I’d have to search through the text a little closer to see if Sir Nigel had provided me with the information I needed. If not, I could phone Calla at the library and have her check the resources there. Beyond that, I’d be left with calling Raymond, or the university library, and that was something I didn’t want to do. Not now. Not ever, really. Asking Raymond for more help was like taking a bitter medicine for an ailment I didn’t have. Same with using the university library. I didn’t like the attitude there, the snobby reception I’d always received from them. Maybe it was my perception, my insecurity due to the lack of a college degree, but right now was no time to climb an emotional mountain and eat crow—although I would if I had to.
I tucked the index card into my dress pocket, then went after the rest of them like a child chasing an errant kite.

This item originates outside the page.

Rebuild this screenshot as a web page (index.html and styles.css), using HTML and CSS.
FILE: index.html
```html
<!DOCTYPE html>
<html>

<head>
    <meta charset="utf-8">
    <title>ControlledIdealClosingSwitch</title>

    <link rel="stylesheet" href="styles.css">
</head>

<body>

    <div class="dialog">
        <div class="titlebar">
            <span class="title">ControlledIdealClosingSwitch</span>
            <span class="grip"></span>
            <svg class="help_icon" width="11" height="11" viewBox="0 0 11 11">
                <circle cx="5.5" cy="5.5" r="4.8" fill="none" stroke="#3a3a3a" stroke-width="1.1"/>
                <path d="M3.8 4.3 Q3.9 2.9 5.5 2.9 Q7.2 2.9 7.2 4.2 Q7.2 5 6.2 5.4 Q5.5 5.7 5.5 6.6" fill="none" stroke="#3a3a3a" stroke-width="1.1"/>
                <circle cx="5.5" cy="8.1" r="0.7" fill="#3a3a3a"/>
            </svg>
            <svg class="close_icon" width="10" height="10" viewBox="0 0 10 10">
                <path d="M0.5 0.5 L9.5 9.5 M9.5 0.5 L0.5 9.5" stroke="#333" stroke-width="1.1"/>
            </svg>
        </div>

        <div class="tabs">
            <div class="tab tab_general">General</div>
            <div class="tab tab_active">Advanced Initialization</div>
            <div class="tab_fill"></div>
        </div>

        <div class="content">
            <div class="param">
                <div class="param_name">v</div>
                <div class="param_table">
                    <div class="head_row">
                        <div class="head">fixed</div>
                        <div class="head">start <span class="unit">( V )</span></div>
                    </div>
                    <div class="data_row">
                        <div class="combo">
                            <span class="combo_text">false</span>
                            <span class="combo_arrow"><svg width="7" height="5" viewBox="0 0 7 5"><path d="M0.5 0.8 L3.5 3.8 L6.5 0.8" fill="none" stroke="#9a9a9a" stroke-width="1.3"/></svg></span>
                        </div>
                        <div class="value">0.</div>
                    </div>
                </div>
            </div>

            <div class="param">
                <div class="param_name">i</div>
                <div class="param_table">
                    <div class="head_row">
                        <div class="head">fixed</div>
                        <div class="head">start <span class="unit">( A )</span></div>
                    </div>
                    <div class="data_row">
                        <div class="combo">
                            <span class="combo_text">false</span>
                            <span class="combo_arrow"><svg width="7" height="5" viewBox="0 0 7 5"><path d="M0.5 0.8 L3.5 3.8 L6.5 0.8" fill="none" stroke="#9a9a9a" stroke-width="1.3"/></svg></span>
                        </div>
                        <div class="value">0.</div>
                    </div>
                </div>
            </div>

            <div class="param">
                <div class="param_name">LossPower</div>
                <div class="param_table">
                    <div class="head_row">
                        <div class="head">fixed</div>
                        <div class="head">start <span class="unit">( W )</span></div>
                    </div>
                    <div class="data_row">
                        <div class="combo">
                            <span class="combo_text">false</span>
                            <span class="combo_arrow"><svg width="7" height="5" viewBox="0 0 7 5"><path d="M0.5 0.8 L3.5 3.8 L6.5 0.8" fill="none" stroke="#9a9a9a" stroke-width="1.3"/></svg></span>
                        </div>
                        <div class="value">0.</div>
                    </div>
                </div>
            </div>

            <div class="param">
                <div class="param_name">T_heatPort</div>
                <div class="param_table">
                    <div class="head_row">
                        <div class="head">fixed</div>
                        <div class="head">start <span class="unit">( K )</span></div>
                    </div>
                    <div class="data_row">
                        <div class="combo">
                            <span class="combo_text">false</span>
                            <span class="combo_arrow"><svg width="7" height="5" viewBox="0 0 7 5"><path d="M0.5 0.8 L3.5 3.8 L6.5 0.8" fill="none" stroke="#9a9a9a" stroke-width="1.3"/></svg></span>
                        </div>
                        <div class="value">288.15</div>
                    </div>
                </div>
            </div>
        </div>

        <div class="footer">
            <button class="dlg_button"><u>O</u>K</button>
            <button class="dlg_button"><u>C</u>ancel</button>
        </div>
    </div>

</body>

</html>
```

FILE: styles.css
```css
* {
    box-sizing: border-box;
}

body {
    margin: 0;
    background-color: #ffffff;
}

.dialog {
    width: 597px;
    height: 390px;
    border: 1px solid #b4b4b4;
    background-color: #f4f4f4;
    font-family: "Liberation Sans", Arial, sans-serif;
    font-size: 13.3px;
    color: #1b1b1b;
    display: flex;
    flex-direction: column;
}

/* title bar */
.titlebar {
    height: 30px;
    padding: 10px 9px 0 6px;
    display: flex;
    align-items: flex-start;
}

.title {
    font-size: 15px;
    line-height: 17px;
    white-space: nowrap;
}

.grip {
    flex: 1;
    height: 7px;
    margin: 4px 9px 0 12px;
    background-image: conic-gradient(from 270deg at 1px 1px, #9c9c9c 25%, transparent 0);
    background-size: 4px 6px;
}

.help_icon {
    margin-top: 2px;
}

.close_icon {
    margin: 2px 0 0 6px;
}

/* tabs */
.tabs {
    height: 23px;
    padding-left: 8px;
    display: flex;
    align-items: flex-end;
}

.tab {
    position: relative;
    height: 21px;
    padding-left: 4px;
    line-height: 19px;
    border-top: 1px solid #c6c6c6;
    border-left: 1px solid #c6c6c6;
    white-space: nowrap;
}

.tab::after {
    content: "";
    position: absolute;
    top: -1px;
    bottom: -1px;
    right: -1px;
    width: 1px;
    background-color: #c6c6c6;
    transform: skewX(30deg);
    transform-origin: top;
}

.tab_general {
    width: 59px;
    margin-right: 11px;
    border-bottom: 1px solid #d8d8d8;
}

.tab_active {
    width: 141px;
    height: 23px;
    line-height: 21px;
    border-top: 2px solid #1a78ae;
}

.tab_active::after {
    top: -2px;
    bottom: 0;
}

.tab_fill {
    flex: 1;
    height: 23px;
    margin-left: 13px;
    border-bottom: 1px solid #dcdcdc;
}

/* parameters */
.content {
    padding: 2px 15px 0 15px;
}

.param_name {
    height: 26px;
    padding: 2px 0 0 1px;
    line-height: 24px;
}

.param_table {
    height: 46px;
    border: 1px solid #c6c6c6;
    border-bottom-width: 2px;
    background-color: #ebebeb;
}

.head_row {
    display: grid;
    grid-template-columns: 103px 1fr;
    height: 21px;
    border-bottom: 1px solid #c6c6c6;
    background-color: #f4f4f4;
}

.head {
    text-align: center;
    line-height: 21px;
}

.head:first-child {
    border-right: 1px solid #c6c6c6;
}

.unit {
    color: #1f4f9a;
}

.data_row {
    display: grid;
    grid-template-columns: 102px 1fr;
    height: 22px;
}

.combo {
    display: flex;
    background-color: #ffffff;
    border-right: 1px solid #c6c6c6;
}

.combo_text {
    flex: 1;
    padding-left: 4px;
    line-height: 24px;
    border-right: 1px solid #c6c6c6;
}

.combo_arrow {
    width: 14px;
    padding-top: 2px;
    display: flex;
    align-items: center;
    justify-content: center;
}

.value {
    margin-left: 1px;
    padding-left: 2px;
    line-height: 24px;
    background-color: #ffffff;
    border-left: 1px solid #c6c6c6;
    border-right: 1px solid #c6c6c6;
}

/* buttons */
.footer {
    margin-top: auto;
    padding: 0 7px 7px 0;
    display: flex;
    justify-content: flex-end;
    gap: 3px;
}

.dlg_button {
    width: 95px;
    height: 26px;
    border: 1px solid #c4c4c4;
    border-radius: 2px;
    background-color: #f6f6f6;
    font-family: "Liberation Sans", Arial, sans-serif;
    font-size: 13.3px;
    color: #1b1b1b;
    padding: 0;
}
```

I looked up after scooping a couple of cards off the ground just in time to see Duke Parsons staring at me, shaking his head from side to side with a look on his face that suggested I was the silliest thing he’d ever bore witness to.

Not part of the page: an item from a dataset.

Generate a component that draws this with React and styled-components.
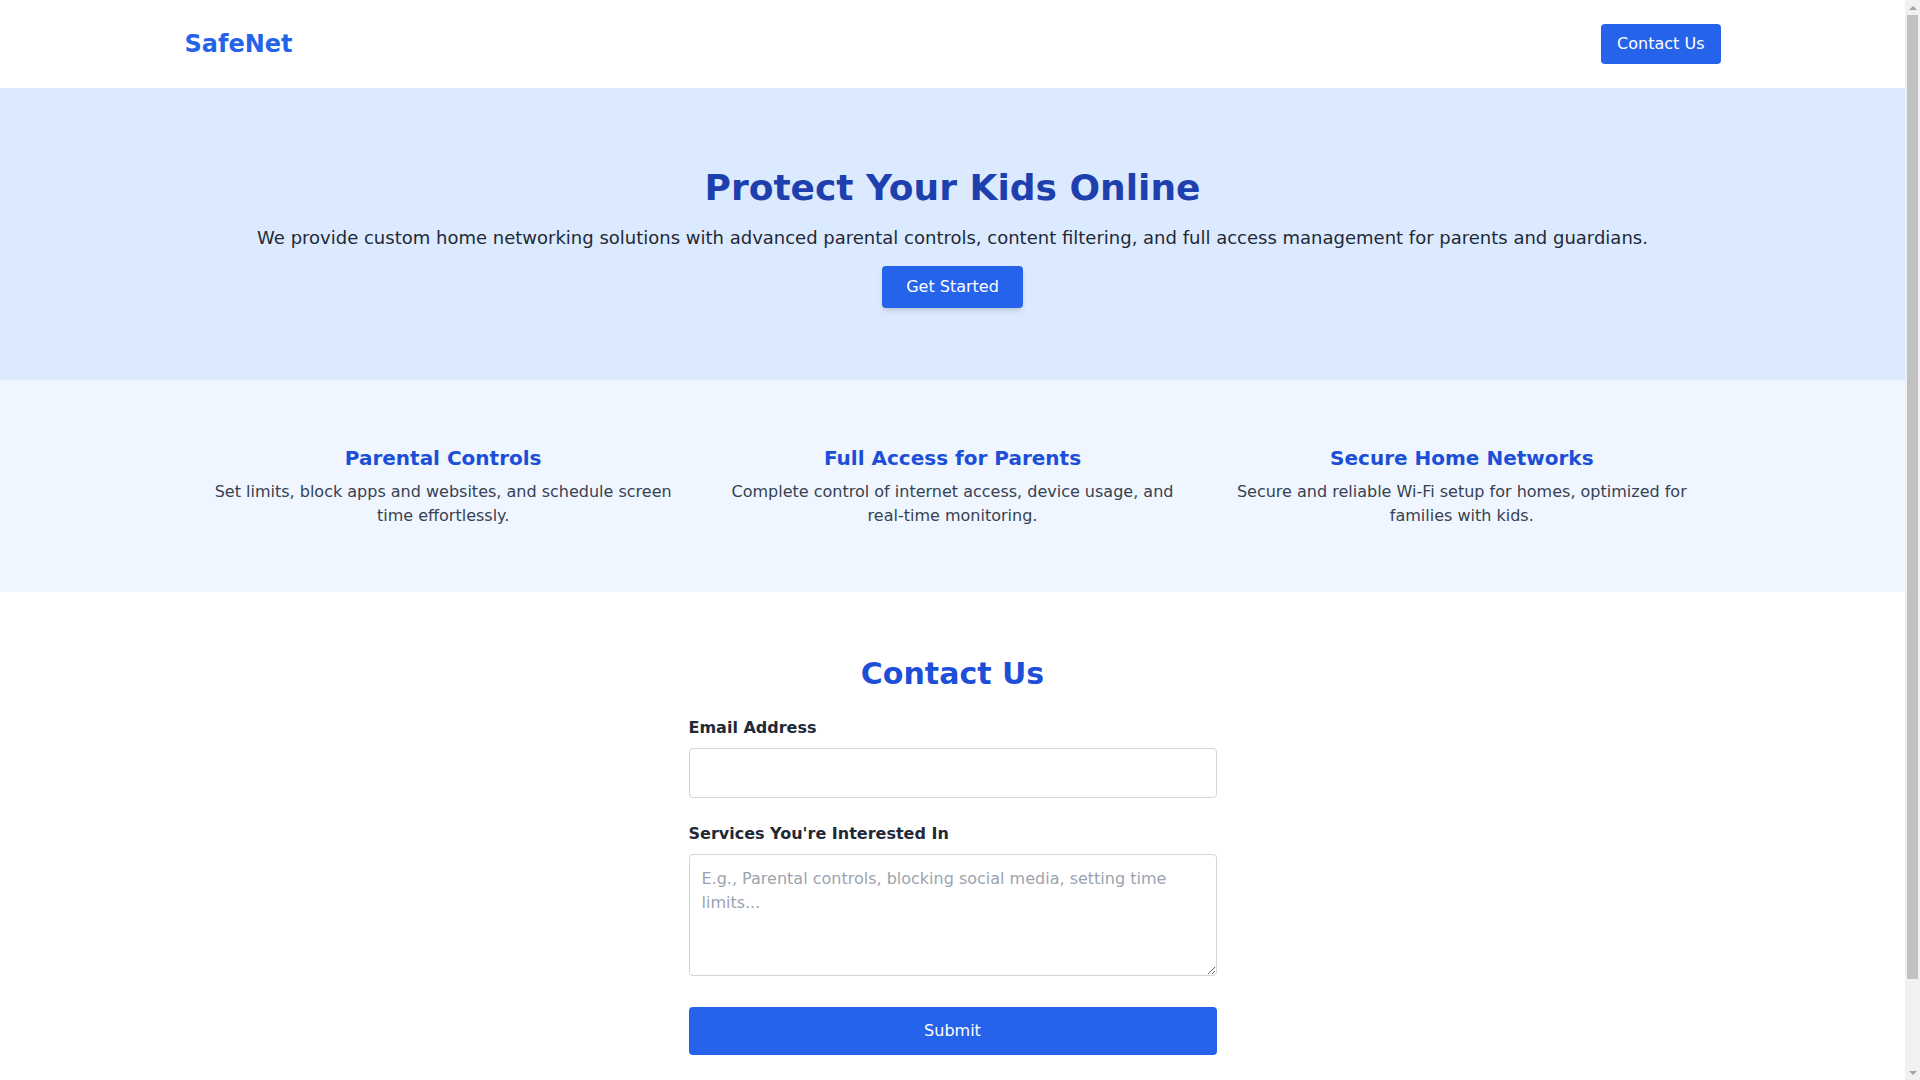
import styled, { createGlobalStyle } from 'styled-components';

const GlobalStyle = createGlobalStyle`
  * { box-sizing: border-box; }
  body {
    margin: 0;
    font-family: "DejaVu Sans", "Noto Sans", sans-serif;
    color: #1f2937;
    background: #ffffff;
  }
`;

// page body leaves room for the classic scrollbar on the right
const Page = styled.div`
  margin-right: 15px;
`;

const ScrollTrack = styled.div`
  position: fixed;
  top: 0;
  right: 0;
  width: 15px;
  height: 100vh;
  background: #f1f1f1;
  display: flex;
  flex-direction: column;
  align-items: center;
`;

const ScrollArrow = styled.div`
  height: 15px;
  display: flex;
  align-items: center;
  justify-content: center;
  &::before {
    content: '';
    border-left: 4px solid transparent;
    border-right: 4px solid transparent;
    ${props => props.$down
      ? 'border-top: 4px solid #a3a3a3;'
      : 'border-bottom: 4px solid #a3a3a3;'}
  }
`;

const ScrollThumb = styled.div`
  width: 11px;
  height: 964px;
  background: #c1c1c1;
`;

const ScrollSpacer = styled.div`
  flex: 1;
`;

const Nav = styled.header`
  background: #ffffff;
`;

const NavInner = styled.div`
  max-width: 1536px;
  margin: 0 auto;
  padding: 24px 0;
  display: flex;
  align-items: center;
  justify-content: space-between;
`;

const Logo = styled.div`
  font-size: 24px;
  line-height: 32px;
  font-weight: 700;
  color: #2563eb;
`;

const Button = styled.a`
  display: inline-block;
  background: #2563eb;
  color: #ffffff;
  font-size: 16px;
  line-height: 24px;
  padding: ${props => props.$wide ? '9px 24px' : '8px 16px'};
  border-radius: 4px;
  text-decoration: none;
  cursor: pointer;
  box-shadow: ${props => props.$shadow ? '0 4px 6px -1px rgba(0,0,0,0.1), 0 2px 4px -2px rgba(0,0,0,0.1)' : 'none'};
`;

const Hero = styled.section`
  background: #dbeafe;
  padding: 80px 16px 72px;
  text-align: center;
`;

const HeroTitle = styled.h1`
  margin: 0 0 16px;
  font-size: 36px;
  line-height: 40px;
  font-weight: 700;
  color: #1e40af;
`;

const HeroText = styled.p`
  margin: 0 0 14px;
  font-size: 18px;
  line-height: 28px;
  color: #1f2937;
`;

const Features = styled.section`
  background: #eff6ff;
  padding: 64px 0;
`;

const FeatureGrid = styled.div`
  max-width: 1536px;
  margin: 0 auto;
  padding: 0 16px;
  display: grid;
  grid-template-columns: repeat(3, 1fr);
  gap: 24px;
  text-align: center;
`;

const FeatureTitle = styled.h3`
  margin: 0 0 8px;
  font-size: 20px;
  line-height: 28px;
  font-weight: 700;
  color: #1d4ed8;
`;

const FeatureText = styled.p`
  margin: 0;
  font-size: 16px;
  line-height: 24px;
  color: #374151;
`;

const NoWrap = styled.span`
  white-space: nowrap;
`;

const Contact = styled.section`
  padding: 64px 16px 116px;
`;

const ContactTitle = styled.h2`
  margin: 0 0 24px;
  text-align: center;
  font-size: 30px;
  line-height: 36px;
  font-weight: 700;
  color: #1d4ed8;
`;

const Form = styled.form`
  width: 528px;
  margin: 0 auto;
`;

const Field = styled.div`
  margin-bottom: 24px;
`;

const Label = styled.label`
  display: block;
  margin-bottom: 8px;
  font-size: 16px;
  line-height: 24px;
  font-weight: 700;
  color: #1f2937;
`;

const Input = styled.input`
  display: block;
  width: 100%;
  padding: 12px;
  font: inherit;
  font-size: 16px;
  line-height: 24px;
  border: 1px solid #d1d5db;
  border-radius: 4px;
  outline: none;
`;

const TextArea = styled.textarea`
  width: 100%;
  padding: 12px;
  font: inherit;
  font-size: 16px;
  line-height: 24px;
  border: 1px solid #d1d5db;
  border-radius: 4px;
  outline: none;
  &::placeholder { color: #9ca3af; }
`;

const Submit = styled.button`
  display: block;
  width: 100%;
  margin-top: 27px;
  padding: 12px;
  font: inherit;
  font-size: 16px;
  line-height: 24px;
  color: #ffffff;
  background: #2563eb;
  border: none;
  border-radius: 4px;
  cursor: pointer;
`;

const features = [
  { title: 'Parental Controls', text: <>Set limits, block apps and websites, and schedule screen time effortlessly.</> },
  { title: 'Full Access for Parents', text: <>Complete control of internet access, device usage, and <NoWrap>real-time</NoWrap> monitoring.</> },
  { title: 'Secure Home Networks', text: <>Secure and reliable <NoWrap>Wi-Fi</NoWrap> setup for homes, optimized for families with kids.</> },
];

export default function App() {
  return (
    <>
      <GlobalStyle />
      <Page>
        <Nav>
          <NavInner>
            <Logo>SafeNet</Logo>
            <Button href="#contact">Contact Us</Button>
          </NavInner>
        </Nav>

        <Hero>
          <HeroTitle>Protect Your Kids Online</HeroTitle>
          <HeroText>
            We provide custom home networking solutions with advanced parental controls, content filtering, and full access management for parents and guardians.
          </HeroText>
          <Button href="#contact" $wide $shadow>Get Started</Button>
        </Hero>

        <Features>
          <FeatureGrid>
            {features.map(f => (
              <div key={f.title}>
                <FeatureTitle>{f.title}</FeatureTitle>
                <FeatureText>{f.text}</FeatureText>
              </div>
            ))}
          </FeatureGrid>
        </Features>

        <Contact id="contact">
          <ContactTitle>Contact Us</ContactTitle>
          <Form onSubmit={e => e.preventDefault()}>
            <Field>
              <Label htmlFor="email">Email Address</Label>
              <Input id="email" type="email" />
            </Field>
            <Field>
              <Label htmlFor="services">Services You're Interested In</Label>
              <TextArea
                id="services"
                rows={4}
                placeholder="E.g., Parental controls, blocking social media, setting time limits..."
              />
            </Field>
            <Submit type="submit">Submit</Submit>
          </Form>
        </Contact>
      </Page>

      <ScrollTrack>
        <ScrollArrow />
        <ScrollThumb />
        <ScrollSpacer />
        <ScrollArrow $down />
      </ScrollTrack>
    </>
  );
}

After collecting all of the index cards I could find, I caught up with the morning chores. I fed and watered the chickens and pigs, checked the larder for an alternative to the cherries, since I’d ruined one bunch and used the last of the harvest to make a pie for Peter and Jaeger. If the rhubarb was ready, I’d use that—a nice patch of it grew at the back of the house. I knew rhubarb pie wasn’t Hilo’s favorite anyway. He’d eat it if it was mixed with strawberries, but I didn’t have those, either. I had little choice, since leaving to pick up ingredients was out of the question. I thought for a minute and settled on lefse, a potato flatbread that was buttered and sprinkled with sugar and cinnamon, and a staple on the holiday table. I had just enough cream and was certain of the rest of the ingredients—and I knew the Norwegian treat was one of Hilo’s favorite things.